Regional land subsidence simulation in Su-Xi-Chang area and Shanghai City, China

Su-Xi-Chang area and Shanghai City, located in the south of Yangtze Delta, China, has subsided due to groundwater overpumping. Because of the regional scale of the groundwater exploitation, cone of depression and land subsidence at present, Su-Xi-Chang area and Shanghai City are treated as a single area for land subsidence study to avoid the uncertainty of boundary condition due to the regionalism. The characteristics of aquifer system compaction are complex because of the difference in the types, compositions and structures of the soils that the hydrostratigraphic units are composed of, and in the histories of groundwater level change the hydrostratigraphic units have experienced.
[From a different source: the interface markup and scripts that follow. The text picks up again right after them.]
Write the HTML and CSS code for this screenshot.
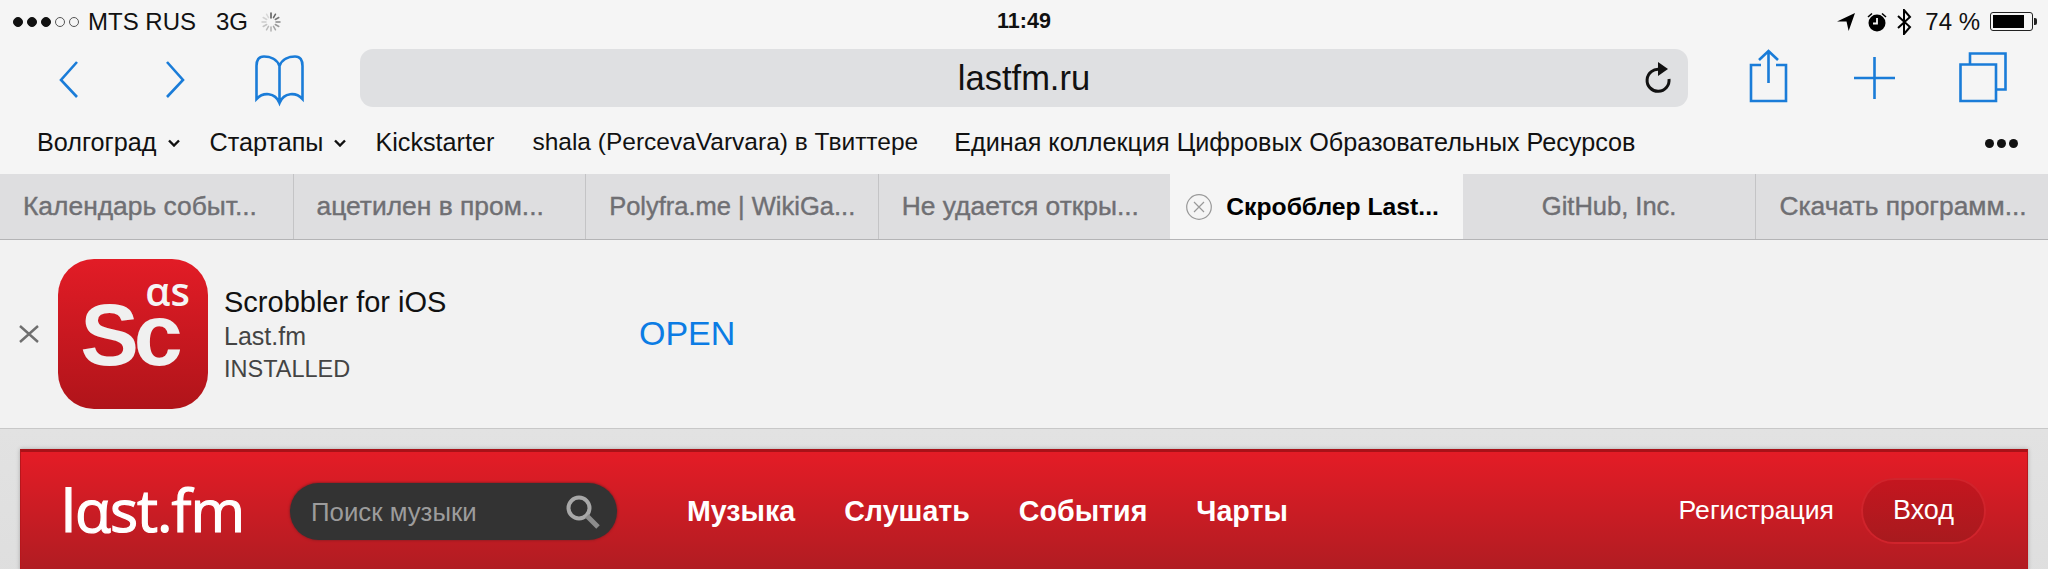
FILE: index.html
```html
<!DOCTYPE html>
<html lang="en">
<head>
    <meta charset="UTF-8">
    <meta name="viewport" content="width=device-width, initial-scale=1.0">
    <title>last.fm</title>
    <link rel="stylesheet" href="styles.css">
</head>
<body>
    <div class="status-bar">
        <div class="status-left">
            <span class="signal">
                <i class="dot"></i><i class="dot"></i><i class="dot"></i><i class="dot off"></i><i class="dot off"></i>
            </span>
            <span class="carrier">MTS RUS</span>
            <span class="network">3G</span>
            <svg class="spinner" width="20" height="20" viewBox="0 0 20 20" stroke-width="1.5" stroke-linecap="round">
                <line x1="10" y1="1" x2="10" y2="6" stroke="#555"/>
                <line x1="14.5" y1="2.2" x2="12.5" y2="5.700" stroke="#666"/>
                <line x1="17.8" y1="5.5" x2="14.300" y2="7.500" stroke="#777"/>
                <line x1="19" y1="10" x2="15" y2="10" stroke="#888"/>
                <line x1="17.8" y1="14.5" x2="14.300" y2="12.500" stroke="#999"/>
                <line x1="14.5" y1="17.8" x2="12.500" y2="14.300" stroke="#a6a6a6"/>
                <line x1="10" y1="19" x2="10" y2="15" stroke="#b0b0b0"/>
                <line x1="5.5" y1="17.8" x2="7.500" y2="14.300" stroke="#bbb"/>
                <line x1="2.2" y1="14.5" x2="5.700" y2="12.500" stroke="#c4c4c4"/>
                <line x1="1" y1="10" x2="5" y2="10" stroke="#ccc"/>
                <line x1="2.2" y1="5.5" x2="5.700" y2="7.500" stroke="#d2d2d2"/>
                <line x1="5.5" y1="2.2" x2="7.500" y2="5.700" stroke="#d8d8d8"/>
            </svg>
        </div>
        <div class="clock">11:49</div>
        <div class="status-right">
            <svg class="st-arrow" width="18" height="18" viewBox="0 0 17 17"><path d="M0 8 17 0 11 17 9 8Z" fill="#000"/></svg>
            <svg class="st-alarm" width="20" height="20" viewBox="0 0 20 20">
                <circle cx="10" cy="11" r="8.500" fill="#000"/>
                <path d="M10 6v5.5H6" fill="none" stroke="#f5f5f5" stroke-width="1.8"/>
                <path d="M1 5 5 1.5M19 5 15 1.5" stroke="#000" stroke-width="1.6"/>
            </svg>
            <svg class="st-bt" width="15" height="26" viewBox="0 0 15 26"><path d="M1 7 13 18 7 25V1L13 8 1 19" fill="none" stroke="#000" stroke-width="2"/></svg>
            <span class="battery-text">74 %</span>
            <span class="battery"><span class="battery-fill"></span></span>
            <span class="battery-tip"></span>
        </div>
    </div>

    <div class="toolbar">
        <svg class="tool back" width="19" height="58" viewBox="0 0 19 58"><path d="M18 13 2 31 18 48" class="ico"/></svg>
        <svg class="tool forward" width="19" height="58" viewBox="0 0 19 58"><path d="M1 13 17 31 1 48" class="ico"/></svg>
        <svg class="tool book" width="49" height="58" viewBox="0 0 49 58">
            <path d="M24.5 17C22 10 15 7.500 9 7.500 3.500 7.500 1.500 11 1.500 17V50C8 43 20 43 24.500 54 29 43 41 43 47.500 50V17C47.500 11 45.500 7.500 40 7.500 34 7.500 27 10 24.500 17ZM24.500 17V54" class="ico"/>
        </svg>
        <div class="url-bar">
            <span class="url-text">lastfm.ru</span>
            <svg class="reload" width="29" height="32" viewBox="0 0 27 32">
                <path d="M16 7.500A11 11 0 1 0 25 17" fill="none" stroke="#111" stroke-width="3"/>
                <path d="M14 0 24 7 14 14Z" fill="#111"/>
            </svg>
        </div>
        <svg class="tool share" width="39" height="58" viewBox="0 0 39 58">
            <path d="M12 16H2V52H37V16H27M19.500 34V2M10 11 19.500 2 29 11" class="ico"/>
        </svg>
        <svg class="tool plus" width="41" height="58" viewBox="0 0 41 58"><path d="M20.500 8V50M0 29H41" class="ico"/></svg>
        <svg class="tool tabs-btn" width="48" height="58" viewBox="0 0 48 58">
            <path d="M1.500 15.500H37V52H1.500ZM11 15V4.500H46.500V40.500H38" class="ico"/>
        </svg>
    </div>

    <div class="bookmarks">
        <span class="mark">Волгоград<svg class="caret" width="12" height="8" viewBox="0 0 12 8"><path d="M1 1.500 6 6.500 11 1.500" fill="none" stroke="#111" stroke-width="2.400"/></svg></span>
        <span class="mark">Стартапы<svg class="caret" width="12" height="8" viewBox="0 0 12 8"><path d="M1 1.500 6 6.500 11 1.500" fill="none" stroke="#111" stroke-width="2.400"/></svg></span>
        <span class="mark">Kickstarter</span>
        <span class="mark mark-narrow">shala (PercevaVarvara) в Твиттере</span>
        <span class="mark">Единая коллекция Цифровых Образовательных Ресурсов</span>
        <span class="more"><i></i><i></i><i></i></span>
    </div>

    <div class="tab-bar">
        <div class="tab">Календарь событ...</div>
        <div class="tab">ацетилен в пром...</div>
        <div class="tab tab-latin">Polyfra.me | WikiGa...</div>
        <div class="tab">Не удается откры...</div>
        <div class="tab active">
            <svg class="tab-close" width="26" height="26" viewBox="0 0 26 26">
                <circle cx="13" cy="13" r="12.300" fill="none" stroke="#999" stroke-width="1.200"/>
                <path d="M8 8 18 18M18 8 8 18" stroke="#999" stroke-width="1.200"/>
            </svg>
            Скробблер Last...
        </div>
        <div class="tab tab-short">GitHub, Inc.</div>
        <div class="tab">Скачать программ...</div>
    </div>

    <div class="app-banner">
        <svg class="banner-close" width="20" height="18" viewBox="0 0 20 18"><path d="M1 1 19 17M19 1 1 17" stroke="#6f6f6f" stroke-width="2.400"/></svg>
        <div class="app-icon">
            <span class="app-icon-as" aria-label="as">αs</span>
            <span class="app-icon-sc">Sc</span>
        </div>
        <div class="app-info">
            <div class="app-name">Scrobbler for iOS</div>
            <div class="app-sub">Last.fm</div>
            <div class="app-state">INSTALLED</div>
        </div>
        <a class="app-open">OPEN</a>
    </div>

    <div class="page">
        <div class="site-header">
            <div class="logo" aria-label="last.fm">lαst.fm</div>
            <div class="search">
                <span class="search-text">Поиск музыки</span>
                <svg class="search-icon" width="34" height="34" viewBox="0 0 34 34">
                    <circle cx="13" cy="13" r="10.500" fill="none" stroke="#a8a8a8" stroke-width="4"/>
                    <path d="M21 21 32 32" stroke="#8c8c8c" stroke-width="5"/>
                </svg>
            </div>
            <nav class="nav">
                <a>Музыка</a>
                <a>Слушать</a>
                <a>События</a>
                <a>Чарты</a>
            </nav>
            <a class="register">Регистрация</a>
            <a class="login">Вход</a>
        </div>
    </div>
</body>
</html>
```

FILE: styles.css
```css
html, body {
    margin: 0;
    height: 569px;
    overflow: hidden;
}
body {
    font-family: "Liberation Sans", Arial, sans-serif;
    background-color: #f5f5f5;
    color: #111;
}

/* status bar */
.status-bar {
    display: grid;
    grid-template-columns: 1fr auto 1fr;
    align-items: center;
    height: 43px;
    font-size: 24px;
}
.status-left, .status-right {
    display: flex;
    align-items: center;
}
.status-left {
    padding-left: 13px;
}
.signal {
    display: flex;
    gap: 4px;
    width: 75px;
}
.dot {
    width: 10px;
    height: 10px;
    box-sizing: border-box;
    border: 1px solid #111;
    background-color: #111;
    border-radius: 50%;
}
.dot.off {
    background-color: transparent;
    border-color: #555;
}
.network {
    margin-left: 20px;
}
.spinner {
    margin-left: 13px;
}
.clock {
    font-weight: bold;
    font-size: 21.500px;
}
.status-right {
    justify-content: flex-end;
    padding-right: 11px;
}
.st-alarm {
    margin-left: 12px;
}
.st-bt {
    margin-left: 10px;
}
.battery-text {
    margin-left: 13px;
}
.battery {
    display: block;
    width: 43px;
    height: 19px;
    margin-left: 10px;
    padding: 2px;
    box-sizing: border-box;
    border: 1px solid #222;
    border-radius: 3px;
}
.battery-fill {
    display: block;
    width: 31px;
    height: 13px;
    background-color: #000;
}
.battery-tip {
    width: 3px;
    height: 7px;
    margin-left: 1px;
    background-color: #222;
    border-radius: 0 2px 2px 0;
}

/* toolbar */
.toolbar {
    display: flex;
    align-items: flex-start;
    height: 64px;
    padding: 6px 0 0 59px;
}
.ico {
    fill: none;
    stroke: #1a7cd8;
    stroke-width: 2.600;
}
.forward {
    margin-left: 88px;
}
.book {
    margin-left: 70px;
}
.url-bar {
    position: relative;
    display: flex;
    align-items: center;
    justify-content: center;
    width: 1328px;
    height: 58px;
    margin-left: 56px;
    background-color: #dfe0e2;
    border-radius: 13px;
}
.url-text {
    font-size: 34.500px;
    color: #111;
}
.reload {
    position: absolute;
    right: 16px;
    top: 13px;
}
.share {
    margin-left: 61px;
}
.plus {
    margin-left: 66px;
}
.tabs-btn {
    margin-left: 64px;
}

/* bookmarks */
.bookmarks {
    display: flex;
    align-items: center;
    box-sizing: border-box;
    height: 61px;
    padding: 0 0 3px 37px;
    font-size: 25.200px;
    white-space: nowrap;
}
.mark {
    display: flex;
    align-items: center;
    margin-right: 36px;
}
.mark-narrow {
    font-size: 24.500px;
}
.caret {
    margin: 2px 0 0 11px;
}
.mark:nth-child(1) {
    margin-right: 30px;
}
.mark:nth-child(2) {
    margin-right: 29px;
}
.mark:nth-child(3) {
    margin-right: 38px;
}
.more {
    display: flex;
    gap: 3px;
    margin-left: auto;
    padding: 3px 30px 0 0;
}
.more i {
    width: 9px;
    height: 9px;
    background-color: #111;
    border-radius: 50%;
}

/* tabs */
.tab-bar {
    display: grid;
    grid-template-columns: repeat(7, 1fr);
    height: 65px;
    background-color: #dedee0;
    border-bottom: 1px solid #b4b4b6;
}
.tab {
    display: flex;
    align-items: center;
    padding-left: 23px;
    font-size: 26.400px;
    color: #6f6f73;
    -webkit-text-stroke: 0.4px #6f6f73;
    border-left: 1px solid #c4c4c6;
    white-space: nowrap;
    overflow: hidden;
}
.tab-latin {
    padding-left: 23px;
    font-size: 25.500px;
}
.tab-short {
    justify-content: center;
    padding-left: 0;
    font-size: 25.500px;
}
.tab:first-child {
    border-left: none;
}
.tab.active {
    padding-left: 16px;
    gap: 14px;
    font-size: 24.700px;
    font-weight: bold;
    color: #000;
    -webkit-text-stroke: 0;
    background-color: #f5f5f5;
    border-left: none;
}
.tab.active + .tab {
    border-left: none;
}

/* app banner */
.app-banner {
    display: flex;
    align-items: center;
    height: 188px;
    padding-left: 19px;
    background-color: #f2f2f2;
    border-bottom: 1px solid #c8c8c8;
}
.app-icon {
    position: relative;
    display: flex;
    align-items: flex-end;
    justify-content: center;
    box-sizing: border-box;
    width: 150px;
    height: 150px;
    margin-left: 19px;
    padding: 0 8px 39px 0;
    background: linear-gradient(#e21c26, #b0141a);
    border-radius: 36px;
}
.app-icon-sc {
    font-size: 88px;
    line-height: 70px;
    font-weight: bold;
    letter-spacing: -5px;
    color: #f0f0f0;
}
.app-icon-as {
    position: absolute;
    top: 20px;
    right: 18px;
    font-family: "Open Sans", sans-serif;
    font-size: 40px;
    line-height: 24px;
    font-weight: 600;
    color: #f5f5f5;
}
.app-info {
    width: 415px;
    margin: 2px 0 0 16px;
    box-sizing: border-box;
}
.app-name {
    font-size: 29px;
    line-height: 36px;
}
.app-sub {
    font-size: 25px;
    line-height: 32px;
    color: #444;
}
.app-state {
    font-size: 23.500px;
    line-height: 34px;
    color: #444;
}
.app-open {
    margin-top: -2px;
    font-size: 34px;
    color: #0c7ce4;
}

/* last.fm page */
.page {
    height: 140px;
    padding: 20px 20px 0;
    background: linear-gradient(#e2e2e2, #dedede);
}
.site-header {
    display: flex;
    align-items: center;
    box-sizing: border-box;
    height: 122px;
    padding: 0 43px 0 40px;
    color: #fff;
    background: linear-gradient(#e41c26, #b01c22);
    border-top: 3px solid #a81218;
    border-left: 1px solid #b8161c;
    border-right: 1px solid #b8161c;
    box-shadow: 0 0 4px rgba(0, 0, 0, 0.25);
}
.logo {
    width: 184px;
    margin-top: -5px;
    font-family: "Open Sans", sans-serif;
    font-size: 59px;
    line-height: 58px;
    letter-spacing: -1px;
    -webkit-text-stroke: 1.200px #fff;
    white-space: nowrap;
}
.search {
    display: flex;
    align-items: center;
    justify-content: space-between;
    box-sizing: border-box;
    width: 327px;
    height: 57px;
    margin-left: 45px;
    padding: 0 17px 0 21px;
    background-color: #333;
    border-radius: 29px;
    box-shadow: 0 0 2px 1px #9a1c22;
}
.search-text {
    padding-top: 2px;
    font-size: 25.800px;
    color: #9c9c9c;
}
.nav {
    display: flex;
    gap: 49px;
    margin-left: 70px;
    font-size: 28.600px;
    font-weight: bold;
}
.register {
    margin: -2px 0 0 auto;
    font-size: 26.600px;
}
.login {
    display: block;
    box-sizing: border-box;
    width: 121px;
    height: 62px;
    margin: -2px 0 0 29px;
    font-size: 27px;
    line-height: 60px;
    text-align: center;
    background: linear-gradient(#c4161f, #a81a1e);
    border-radius: 31px;
    box-shadow: 0 0 0 2px #d0242c;
}
```
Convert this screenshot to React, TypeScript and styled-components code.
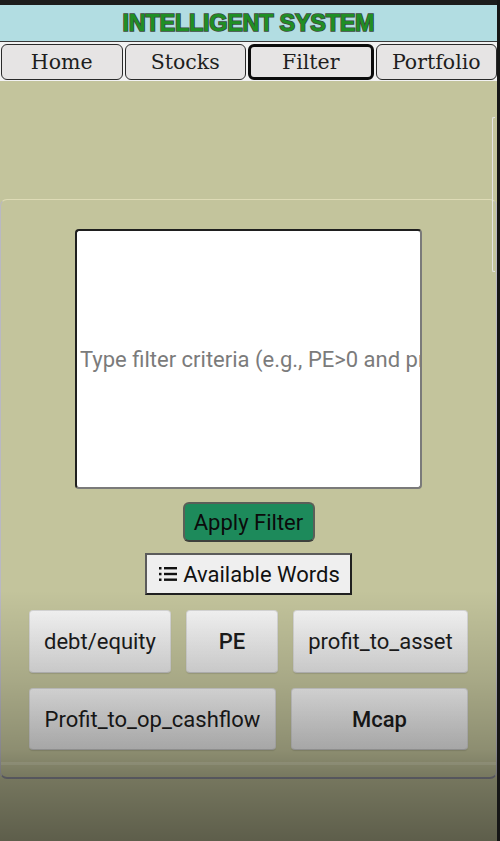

Considering the fact that different hydrostratigraphic units have different kinds of deformation and that an identical unit may also present different deformation characteristics, such as elasticity, elasto-plasticity, and visco-elasto-plasticity, at different sites of the cone of depression or in different periods, corresponding constitutive laws have been adopted. This avoids the shortcomings of the previous research that the same constitutive law was adopted in all the hydrostratigraphic units during the entire time period. A coupled flow and subsidence model, which includes a three-dimensional flow model with variable coefficients and a one-dimensional (vertical) subsidence model, is built according to the complicated hydrological condition in the region. The simulation model is calibrated using observed data, which include compression of individual strata from groups of extensometers and groundwater levels from observation wells from 1995 to 2002. The model reproduced that the primary subsidence layer in Shanghai shifts from the shallow aquitard to the fourth confined aquifer because of the groundwater yield variations and the change of exploitation aquifers. However the third aquitard was the primary subsidence layer in Su-Xi-Chang area and the compaction deformation of the sandy aquifers was remarkable. The simulation results could provide some reasonable advice about groundwater exploitation in the future.